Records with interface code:
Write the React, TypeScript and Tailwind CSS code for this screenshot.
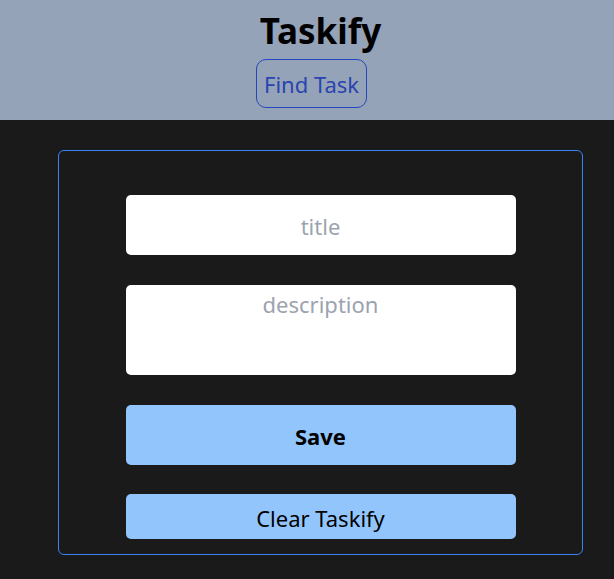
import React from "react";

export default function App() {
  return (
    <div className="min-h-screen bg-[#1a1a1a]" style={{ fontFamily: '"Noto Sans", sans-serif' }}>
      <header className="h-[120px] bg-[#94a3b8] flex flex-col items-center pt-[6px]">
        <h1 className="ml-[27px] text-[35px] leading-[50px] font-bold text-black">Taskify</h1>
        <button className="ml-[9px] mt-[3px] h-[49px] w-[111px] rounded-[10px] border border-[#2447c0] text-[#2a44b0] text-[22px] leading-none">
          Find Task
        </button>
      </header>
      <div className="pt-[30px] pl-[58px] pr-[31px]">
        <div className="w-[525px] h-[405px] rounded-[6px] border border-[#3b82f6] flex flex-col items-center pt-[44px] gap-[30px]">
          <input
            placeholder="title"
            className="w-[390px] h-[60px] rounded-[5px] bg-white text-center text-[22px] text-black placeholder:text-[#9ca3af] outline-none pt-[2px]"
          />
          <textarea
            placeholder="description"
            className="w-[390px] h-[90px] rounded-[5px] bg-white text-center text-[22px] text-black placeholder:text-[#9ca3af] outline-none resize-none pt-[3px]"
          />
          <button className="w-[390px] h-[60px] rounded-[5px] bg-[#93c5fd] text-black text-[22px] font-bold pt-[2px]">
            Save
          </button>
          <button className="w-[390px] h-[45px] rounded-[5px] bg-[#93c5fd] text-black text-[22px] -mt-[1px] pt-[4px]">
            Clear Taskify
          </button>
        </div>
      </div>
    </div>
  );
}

--

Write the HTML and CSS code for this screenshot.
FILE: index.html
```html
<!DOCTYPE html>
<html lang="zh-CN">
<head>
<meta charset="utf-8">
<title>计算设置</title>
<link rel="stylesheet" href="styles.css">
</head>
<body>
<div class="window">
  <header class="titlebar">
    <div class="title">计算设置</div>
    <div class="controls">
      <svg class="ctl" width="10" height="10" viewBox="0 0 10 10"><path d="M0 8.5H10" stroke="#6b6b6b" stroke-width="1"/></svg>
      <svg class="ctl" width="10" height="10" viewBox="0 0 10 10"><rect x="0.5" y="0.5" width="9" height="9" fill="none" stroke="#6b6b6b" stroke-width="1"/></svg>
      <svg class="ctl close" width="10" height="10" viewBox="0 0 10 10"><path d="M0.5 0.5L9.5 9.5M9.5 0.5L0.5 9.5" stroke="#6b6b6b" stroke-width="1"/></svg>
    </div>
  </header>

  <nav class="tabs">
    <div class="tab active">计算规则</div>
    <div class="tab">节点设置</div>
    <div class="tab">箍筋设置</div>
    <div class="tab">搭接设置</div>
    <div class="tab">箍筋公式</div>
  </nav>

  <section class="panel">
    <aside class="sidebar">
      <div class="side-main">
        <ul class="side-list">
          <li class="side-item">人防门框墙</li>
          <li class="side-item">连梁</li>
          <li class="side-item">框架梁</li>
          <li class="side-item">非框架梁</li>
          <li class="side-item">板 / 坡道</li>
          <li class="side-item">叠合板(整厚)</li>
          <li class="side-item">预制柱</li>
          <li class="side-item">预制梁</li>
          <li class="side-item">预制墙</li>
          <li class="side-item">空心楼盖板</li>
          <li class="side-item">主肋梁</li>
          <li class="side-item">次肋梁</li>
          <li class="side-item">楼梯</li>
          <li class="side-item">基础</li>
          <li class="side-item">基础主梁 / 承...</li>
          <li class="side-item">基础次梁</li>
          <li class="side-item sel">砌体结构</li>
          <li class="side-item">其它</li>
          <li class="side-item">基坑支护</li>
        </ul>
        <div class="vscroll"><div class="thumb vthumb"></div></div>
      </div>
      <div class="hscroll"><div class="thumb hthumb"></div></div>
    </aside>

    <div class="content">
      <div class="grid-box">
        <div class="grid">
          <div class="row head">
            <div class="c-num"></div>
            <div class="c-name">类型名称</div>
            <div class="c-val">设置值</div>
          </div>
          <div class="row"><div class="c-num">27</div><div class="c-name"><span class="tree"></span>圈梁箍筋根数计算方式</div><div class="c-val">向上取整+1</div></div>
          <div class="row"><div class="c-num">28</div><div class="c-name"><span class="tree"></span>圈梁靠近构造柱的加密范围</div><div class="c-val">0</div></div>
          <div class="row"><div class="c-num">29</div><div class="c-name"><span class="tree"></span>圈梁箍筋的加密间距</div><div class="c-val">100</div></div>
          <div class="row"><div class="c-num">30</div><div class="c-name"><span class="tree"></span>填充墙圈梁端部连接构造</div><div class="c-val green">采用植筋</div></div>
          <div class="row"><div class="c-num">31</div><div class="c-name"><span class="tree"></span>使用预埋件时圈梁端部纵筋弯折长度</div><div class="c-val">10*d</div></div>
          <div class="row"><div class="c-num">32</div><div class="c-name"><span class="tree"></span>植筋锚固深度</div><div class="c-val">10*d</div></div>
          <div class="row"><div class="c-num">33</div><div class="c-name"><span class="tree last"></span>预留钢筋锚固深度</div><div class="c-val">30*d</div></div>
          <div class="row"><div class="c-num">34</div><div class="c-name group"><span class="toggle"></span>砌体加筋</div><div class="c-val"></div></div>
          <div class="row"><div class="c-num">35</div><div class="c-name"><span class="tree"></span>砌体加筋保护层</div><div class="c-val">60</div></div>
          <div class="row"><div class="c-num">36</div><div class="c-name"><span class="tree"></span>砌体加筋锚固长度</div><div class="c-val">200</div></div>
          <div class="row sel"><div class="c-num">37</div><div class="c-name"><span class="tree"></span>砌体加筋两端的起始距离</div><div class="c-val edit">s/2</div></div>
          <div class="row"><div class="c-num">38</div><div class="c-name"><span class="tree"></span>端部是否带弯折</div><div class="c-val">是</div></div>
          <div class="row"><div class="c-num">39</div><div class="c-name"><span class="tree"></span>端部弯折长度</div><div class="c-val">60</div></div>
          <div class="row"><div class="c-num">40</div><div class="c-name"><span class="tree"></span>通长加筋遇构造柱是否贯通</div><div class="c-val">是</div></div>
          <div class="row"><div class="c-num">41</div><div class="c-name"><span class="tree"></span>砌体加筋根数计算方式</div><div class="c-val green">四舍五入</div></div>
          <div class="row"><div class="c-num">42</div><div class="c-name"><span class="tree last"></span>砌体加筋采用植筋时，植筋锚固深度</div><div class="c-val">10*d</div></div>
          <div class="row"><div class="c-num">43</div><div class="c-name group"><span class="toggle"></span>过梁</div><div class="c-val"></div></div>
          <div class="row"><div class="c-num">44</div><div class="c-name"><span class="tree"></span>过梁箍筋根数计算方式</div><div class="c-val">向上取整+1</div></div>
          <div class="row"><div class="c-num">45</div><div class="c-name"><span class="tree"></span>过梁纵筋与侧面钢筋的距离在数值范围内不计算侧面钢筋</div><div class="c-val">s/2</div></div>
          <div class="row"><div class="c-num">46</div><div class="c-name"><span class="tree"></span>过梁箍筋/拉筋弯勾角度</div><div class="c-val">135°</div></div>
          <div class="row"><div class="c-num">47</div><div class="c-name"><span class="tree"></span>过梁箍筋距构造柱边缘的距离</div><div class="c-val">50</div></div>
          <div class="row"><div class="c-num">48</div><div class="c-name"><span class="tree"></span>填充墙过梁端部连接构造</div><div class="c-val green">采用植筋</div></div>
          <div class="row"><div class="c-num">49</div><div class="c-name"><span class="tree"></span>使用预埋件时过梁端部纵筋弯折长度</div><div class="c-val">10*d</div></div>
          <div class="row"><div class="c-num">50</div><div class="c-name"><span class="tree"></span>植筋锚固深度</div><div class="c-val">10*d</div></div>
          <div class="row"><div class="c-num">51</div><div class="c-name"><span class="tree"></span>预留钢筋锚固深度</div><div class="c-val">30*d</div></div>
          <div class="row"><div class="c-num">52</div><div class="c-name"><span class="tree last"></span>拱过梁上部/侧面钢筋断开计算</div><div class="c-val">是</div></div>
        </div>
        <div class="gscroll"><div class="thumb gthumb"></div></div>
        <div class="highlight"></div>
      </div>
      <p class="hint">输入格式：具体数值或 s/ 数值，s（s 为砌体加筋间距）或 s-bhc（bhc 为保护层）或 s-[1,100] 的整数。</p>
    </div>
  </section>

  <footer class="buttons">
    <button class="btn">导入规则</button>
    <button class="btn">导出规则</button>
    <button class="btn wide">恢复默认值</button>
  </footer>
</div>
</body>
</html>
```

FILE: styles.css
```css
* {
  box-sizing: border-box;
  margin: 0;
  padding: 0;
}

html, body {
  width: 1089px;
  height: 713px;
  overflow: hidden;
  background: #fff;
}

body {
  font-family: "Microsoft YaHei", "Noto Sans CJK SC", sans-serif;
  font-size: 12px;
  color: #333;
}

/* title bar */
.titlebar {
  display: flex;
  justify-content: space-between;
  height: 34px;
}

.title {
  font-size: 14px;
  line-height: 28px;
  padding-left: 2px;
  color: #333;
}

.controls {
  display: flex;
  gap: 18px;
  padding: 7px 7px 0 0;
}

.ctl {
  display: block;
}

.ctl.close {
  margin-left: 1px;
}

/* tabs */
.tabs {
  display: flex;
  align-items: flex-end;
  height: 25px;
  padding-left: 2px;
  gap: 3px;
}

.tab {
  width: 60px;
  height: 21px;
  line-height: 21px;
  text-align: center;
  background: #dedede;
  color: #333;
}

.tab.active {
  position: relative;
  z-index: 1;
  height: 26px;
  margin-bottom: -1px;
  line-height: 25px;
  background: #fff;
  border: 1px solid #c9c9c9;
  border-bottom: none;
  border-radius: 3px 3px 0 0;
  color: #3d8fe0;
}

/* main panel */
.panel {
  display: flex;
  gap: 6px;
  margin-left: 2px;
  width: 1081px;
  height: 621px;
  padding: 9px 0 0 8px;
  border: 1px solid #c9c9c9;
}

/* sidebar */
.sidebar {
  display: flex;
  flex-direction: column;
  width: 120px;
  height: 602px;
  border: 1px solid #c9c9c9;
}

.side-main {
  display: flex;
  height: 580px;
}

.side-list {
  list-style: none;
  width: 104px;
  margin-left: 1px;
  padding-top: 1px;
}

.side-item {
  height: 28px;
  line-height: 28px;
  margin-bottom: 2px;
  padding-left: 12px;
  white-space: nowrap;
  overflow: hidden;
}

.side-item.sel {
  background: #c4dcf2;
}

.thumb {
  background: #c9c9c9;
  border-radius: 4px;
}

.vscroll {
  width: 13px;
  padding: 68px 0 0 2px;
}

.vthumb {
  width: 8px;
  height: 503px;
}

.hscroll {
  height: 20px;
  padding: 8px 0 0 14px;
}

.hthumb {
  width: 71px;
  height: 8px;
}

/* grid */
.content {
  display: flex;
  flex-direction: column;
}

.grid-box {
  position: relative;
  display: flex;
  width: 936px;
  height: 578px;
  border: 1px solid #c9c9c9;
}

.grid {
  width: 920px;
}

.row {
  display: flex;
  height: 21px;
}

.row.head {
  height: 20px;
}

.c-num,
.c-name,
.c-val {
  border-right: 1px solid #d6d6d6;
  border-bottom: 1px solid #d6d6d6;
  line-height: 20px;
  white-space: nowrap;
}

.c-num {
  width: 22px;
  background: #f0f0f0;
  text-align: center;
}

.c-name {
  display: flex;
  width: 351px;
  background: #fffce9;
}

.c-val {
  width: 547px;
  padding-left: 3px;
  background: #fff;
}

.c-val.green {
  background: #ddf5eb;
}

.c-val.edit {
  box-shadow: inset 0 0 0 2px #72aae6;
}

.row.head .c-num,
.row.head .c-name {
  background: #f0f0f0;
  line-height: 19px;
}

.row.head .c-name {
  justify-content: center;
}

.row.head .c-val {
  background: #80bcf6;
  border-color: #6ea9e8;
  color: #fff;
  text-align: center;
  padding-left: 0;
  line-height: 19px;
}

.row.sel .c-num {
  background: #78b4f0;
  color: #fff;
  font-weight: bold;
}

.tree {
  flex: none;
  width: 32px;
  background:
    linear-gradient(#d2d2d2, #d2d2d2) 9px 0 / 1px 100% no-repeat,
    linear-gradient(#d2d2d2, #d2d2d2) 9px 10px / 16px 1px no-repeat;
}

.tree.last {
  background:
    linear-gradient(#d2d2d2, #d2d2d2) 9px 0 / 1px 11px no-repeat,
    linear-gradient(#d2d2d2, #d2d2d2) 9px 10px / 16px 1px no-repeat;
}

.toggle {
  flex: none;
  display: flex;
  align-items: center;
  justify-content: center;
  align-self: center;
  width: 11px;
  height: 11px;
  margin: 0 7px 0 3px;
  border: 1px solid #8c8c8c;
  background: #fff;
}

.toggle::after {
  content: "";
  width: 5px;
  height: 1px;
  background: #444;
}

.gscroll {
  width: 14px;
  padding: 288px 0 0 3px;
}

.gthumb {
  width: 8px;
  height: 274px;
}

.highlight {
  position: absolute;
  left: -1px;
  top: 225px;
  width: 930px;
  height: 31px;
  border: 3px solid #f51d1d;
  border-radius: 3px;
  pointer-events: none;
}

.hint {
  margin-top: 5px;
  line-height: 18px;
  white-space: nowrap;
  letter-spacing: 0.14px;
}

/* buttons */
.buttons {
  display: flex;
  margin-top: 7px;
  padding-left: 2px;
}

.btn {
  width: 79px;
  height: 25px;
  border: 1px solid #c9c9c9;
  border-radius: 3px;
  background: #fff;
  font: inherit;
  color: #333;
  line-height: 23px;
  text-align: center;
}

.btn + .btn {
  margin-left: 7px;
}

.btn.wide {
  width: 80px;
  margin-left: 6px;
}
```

→ **Written instruction**:
Repeat exactly the lines above, from the line that contains "Write the React, TypeScript" down through the line that contains "import React from". Include both of those lines and none of the pictures.

→ **Output of the exercise**:
Write the React, TypeScript and Tailwind CSS code for this screenshot.
import React from "react";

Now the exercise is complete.